El símbolo del Espíritu Santo
Muy cerca de este símbolo, encontramos otro: una paloma que representa al Espíritu Santo. Son simplemente leyes del plan de Dios, leyes de la vida cristiana: la Virgen María conduce todo el amor que le damos a Cristo; nos da una creciente sensibilidad frente al Espíritu Santo, nos ayuda a conocer al Padre.
En una palabra, María nos lleva a la Santísima Trinidad. Estamos ante el núcleo de la espiritualidad de Schoenstatt, expresada en esta brevísima oración:
“Únenos en santa tri-unidad,
y así caminaremos en el Espíritu Santo
hacia el Padre” (P. Kentenich).
San Pedro, San Pablo, San Miguel, San José, San Vicente Pallotti
Pero hay otros símbolos. Debajo del cuadro central, divisamos las figuras de dos apóstoles: San Pedro, con las llaves, y San Pablo, con la espada en la mano. Ambos nos hacen presente a la Iglesia de Cristo; ambos, en cierto sentido, representan al Colegio de los Apóstoles. Ambos nos recuerdan el rol de María en el misterio de la Iglesia; María como modelo, y, a la vez, Madre de la Iglesia.

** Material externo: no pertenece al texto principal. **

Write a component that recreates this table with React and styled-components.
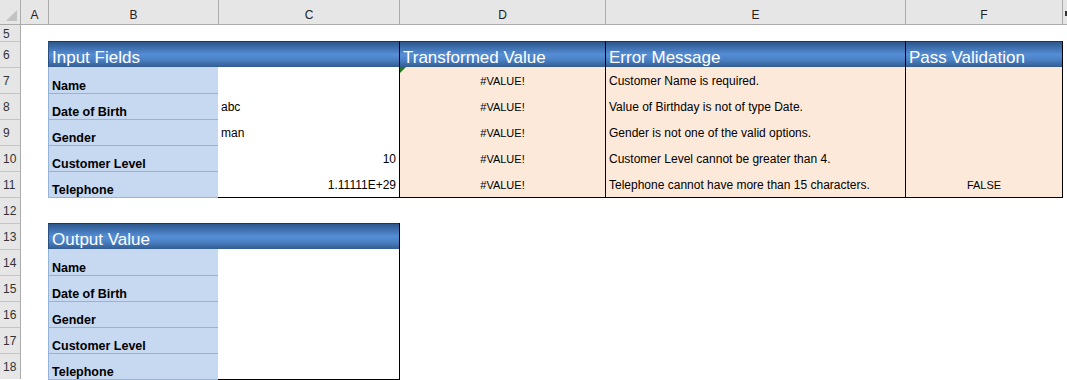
import React from 'react';
import styled, { createGlobalStyle, css } from 'styled-components';

const GlobalStyle = createGlobalStyle`
  html, body {
    margin: 0;
    padding: 0;
    background: #ffffff;
  }
  body {
    font-family: "Liberation Sans", Arial, sans-serif;
    color: #000;
  }
`;

// column tracks: row header, A, B, C, D, E, F, G (cut off)
const Sheet = styled.div`
  display: grid;
  grid-template-columns: 21px 27px 170px 181px 206px 300px 157px 1fr;
  grid-template-rows: 25px 16px repeat(13, 26px);
  width: 1067px;
  height: 380px;
  overflow: hidden;
  position: relative;
`;

const Corner = styled.div`
  grid-column: 1;
  grid-row: 1;
  background: #e6e6e6;
  border-right: 1px solid #ababab;
  border-bottom: 1px solid #ababab;
  box-sizing: border-box;
  display: flex;
  align-items: flex-end;
  justify-content: flex-end;
  padding: 0 3px 3px 0;
`;

const ColHead = styled.div`
  grid-column: ${p => p.$col};
  grid-row: 1;
  background: #e6e6e6;
  border-bottom: 1px solid #ababab;
  ${p => p.$sep && css`border-left: 1px solid #ababab;`}
  box-sizing: border-box;
  display: flex;
  align-items: center;
  justify-content: ${p => (p.$cut ? 'flex-start' : 'center')};
  padding-top: 5px;
  font-size: 12px;
  color: #222;
`;

const CutMark = styled.span`
  display: block;
  width: 2px;
  height: 5px;
  margin: 0 0 2px 2px;
  background: #333;
`;

const RowHead = styled.div`
  grid-column: 1;
  grid-row: ${p => p.$row};
  background: #e6e6e6;
  border-right: 1px solid #ababab;
  ${p => p.$sep && css`border-top: 1px solid #c4c4c4;`}
  box-sizing: border-box;
  display: flex;
  align-items: center;
  padding: 1px 0 0 3px;
  font-size: 12px;
  color: #333;
`;

const Band = styled.div`
  grid-column: ${p => p.$col} / span ${p => p.$span || 1};
  grid-row: ${p => p.$row};
  background: linear-gradient(180deg, #2d578b 0%, #4275b6 28%, #558ed5 50%, #4a80c4 72%, #335c91 100%);
  border-top: 1px solid #1c375c;
  ${p => p.$divider ? css`border-left: 1px solid #000;` : css`border-left: 1px solid #2a4f80;`}
  ${p => p.$edge && css`box-shadow: 1px 0 0 #000;`}
  box-sizing: border-box;
  display: flex;
  align-items: flex-end;
  padding: 0 0 1px 3px;
  color: #ffffff;
  font-size: 17px;
  line-height: 1;
  white-space: nowrap;
`;

const Label = styled.div`
  grid-column: 3;
  grid-row: ${p => p.$row};
  background: #c6d9f1;
  border-left: 1px solid #95b3d7;
  ${p => !p.$first && css`border-top: 1px solid #95b3d7;`}
  ${p => p.$last && css`box-shadow: 0 1px 0 #95b3d7;`}
  box-sizing: border-box;
  display: flex;
  align-items: flex-end;
  padding: 0 0 1px 3px;
  font-size: 12.5px;
  font-weight: bold;
  line-height: 1;
  white-space: nowrap;
`;

const edgeShadow = p => {
  const s = [];
  if (p.$edge) s.push('1px 0 0 #000');
  if (p.$bottom) s.push('0 1px 0 #000');
  if (p.$edge && p.$bottom) s.push('1px 1px 0 #000');
  return s.length ? `box-shadow: ${s.join(', ')};` : '';
};

const Value = styled.div`
  grid-column: ${p => p.$col};
  grid-row: ${p => p.$row};
  position: relative;
  background: ${p => (p.$tint ? '#fde9d9' : '#ffffff')};
  ${p => p.$divider && css`border-left: 1px solid #000;`}
  ${edgeShadow}
  box-sizing: border-box;
  display: flex;
  align-items: center;
  justify-content: ${p => p.$align === 'right' ? 'flex-end' : p.$align === 'center' ? 'center' : 'flex-start'};
  padding: 2px 3px 0 3px;
  font-size: ${p => (p.$caps ? '11px' : '12px')};
  white-space: nowrap;
`;

const ErrorFlag = styled.span`
  position: absolute;
  top: 0;
  left: 0;
  width: 0;
  height: 0;
  border-top: 6px solid #1e7b1e;
  border-right: 6px solid transparent;
`;

const columns = ['A', 'B', 'C', 'D', 'E', 'F'];

const inputRows = [
  { label: 'Name', raw: '', rawAlign: 'left', message: 'Customer Name is required.', pass: '' },
  { label: 'Date of Birth', raw: 'abc', rawAlign: 'left', message: 'Value of Birthday is not of type Date.', pass: '' },
  { label: 'Gender', raw: 'man', rawAlign: 'left', message: 'Gender is not one of the valid options.', pass: '' },
  { label: 'Customer Level', raw: '10', rawAlign: 'right', message: 'Customer Level cannot be greater than 4.', pass: '' },
  { label: 'Telephone', raw: '1.11111E+29', rawAlign: 'right', message: 'Telephone cannot have more than 15 characters.', pass: 'FALSE' },
];

const outputLabels = ['Name', 'Date of Birth', 'Gender', 'Customer Level', 'Telephone'];

// grid row index = sheet row - 3 (row 5 sits on grid line 2)
const g = r => r - 3;

const App = () => {
  return (
    <>
      <GlobalStyle />
      <Sheet>
        <Corner>
          <svg width="11" height="11" viewBox="0 0 11 11">
            <polygon points="11,0 11,11 0,11" fill="#c2c2c2" />
          </svg>
        </Corner>
        {columns.map((c, i) => (
          <ColHead key={c} $col={i + 2} $sep={i > 0}>{c}</ColHead>
        ))}
        <ColHead $col={8} $sep $cut><CutMark /></ColHead>

        {Array.from({ length: 14 }, (_, i) => i + 5).map(r => (
          <RowHead key={r} $row={g(r)} $sep={r > 5}>{r}</RowHead>
        ))}

        {/* input block */}
        <Band $col={3} $span={2} $row={g(6)}>Input Fields</Band>
        <Band $col={5} $row={g(6)} $divider>Transformed Value</Band>
        <Band $col={6} $row={g(6)} $divider>Error Message</Band>
        <Band $col={7} $row={g(6)} $divider $edge>Pass Validation</Band>

        {inputRows.map((row, i) => {
          const r = g(7 + i);
          const last = i === inputRows.length - 1;
          return (
            <React.Fragment key={row.label}>
              <Label $row={r} $first={i === 0} $last={last}>{row.label}</Label>
              <Value $col={4} $row={r} $align={row.rawAlign} $bottom={last}>{row.raw}</Value>
              <Value $col={5} $row={r} $tint $divider $align="center" $caps $bottom={last}>
                {i === 0 && <ErrorFlag />}
                #VALUE!
              </Value>
              <Value $col={6} $row={r} $tint $divider $bottom={last}>{row.message}</Value>
              <Value $col={7} $row={r} $tint $divider $edge $align="center" $caps $bottom={last}>{row.pass}</Value>
            </React.Fragment>
          );
        })}

        {/* output block */}
        <Band $col={3} $span={2} $row={g(13)} $edge>Output Value</Band>
        {outputLabels.map((label, i) => {
          const r = g(14 + i);
          const last = i === outputLabels.length - 1;
          return (
            <React.Fragment key={label}>
              <Label $row={r} $first={i === 0} $last={last}>{label}</Label>
              <Value $col={4} $row={r} $edge $bottom={last} />
            </React.Fragment>
          );
        })}
      </Sheet>
    </>
  );
};

export default App;
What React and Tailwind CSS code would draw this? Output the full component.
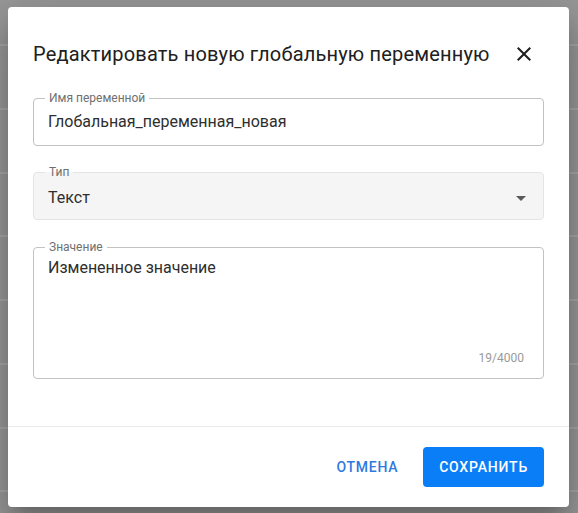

A la izquierda del altar, San Miguel Arcángel, venciendo al Dragón. San Miguel, a cuyo honor estaba dedicada la capillita antes del 18 de octubre de 1914, aparece como el gran luchador de la causa de Dios (Miguel significa: “¿quién como Dios?”).
El Dragón es símbolo del Maligno, del Demonio, del “poder de las tinieblas”. Este signo nos hace tomar renovada conciencia de que en la historia humana, también en la historia de cada individuo, existen fuerzas invisibles en lucha: por una parte, las divinas, y por la otra, las demoníacas.
Realidades olvidadas hoy por muchos, o para las cuales millones de hombres no tienen más sensibilidad, porque su fe se ha debilitado o está muerta. La presencia del Dragón nos hace pensar en la misión que la Virgen María tiene en esta lucha, esbozada tanto en el Génesis como en el Libro del Apocalipsis. María, la Vencedora de la Serpiente; María, la Aplastadora de la Serpiente. Vemos la estatua de San José.
No podía faltar, en un Santuario mariano, la persona del Patrono Universal de la Iglesia, el esposo de la Virgen María. Y en el lado opuesto, una imagen de San Vicente Palloti, precursor de la Acción Católica; santo canonizado por el Papa Juan XXIII el 20 de enero de 1963; inspirador y pionero del proyecto de una Confederación Apostólica Universal que Schoenstatt ha asumido como uno de sus objetivos (“Danos fe en Schoenstatt y en Palotti y que este signo de unidad nadie nos lo arrebate”. P. Kentenich).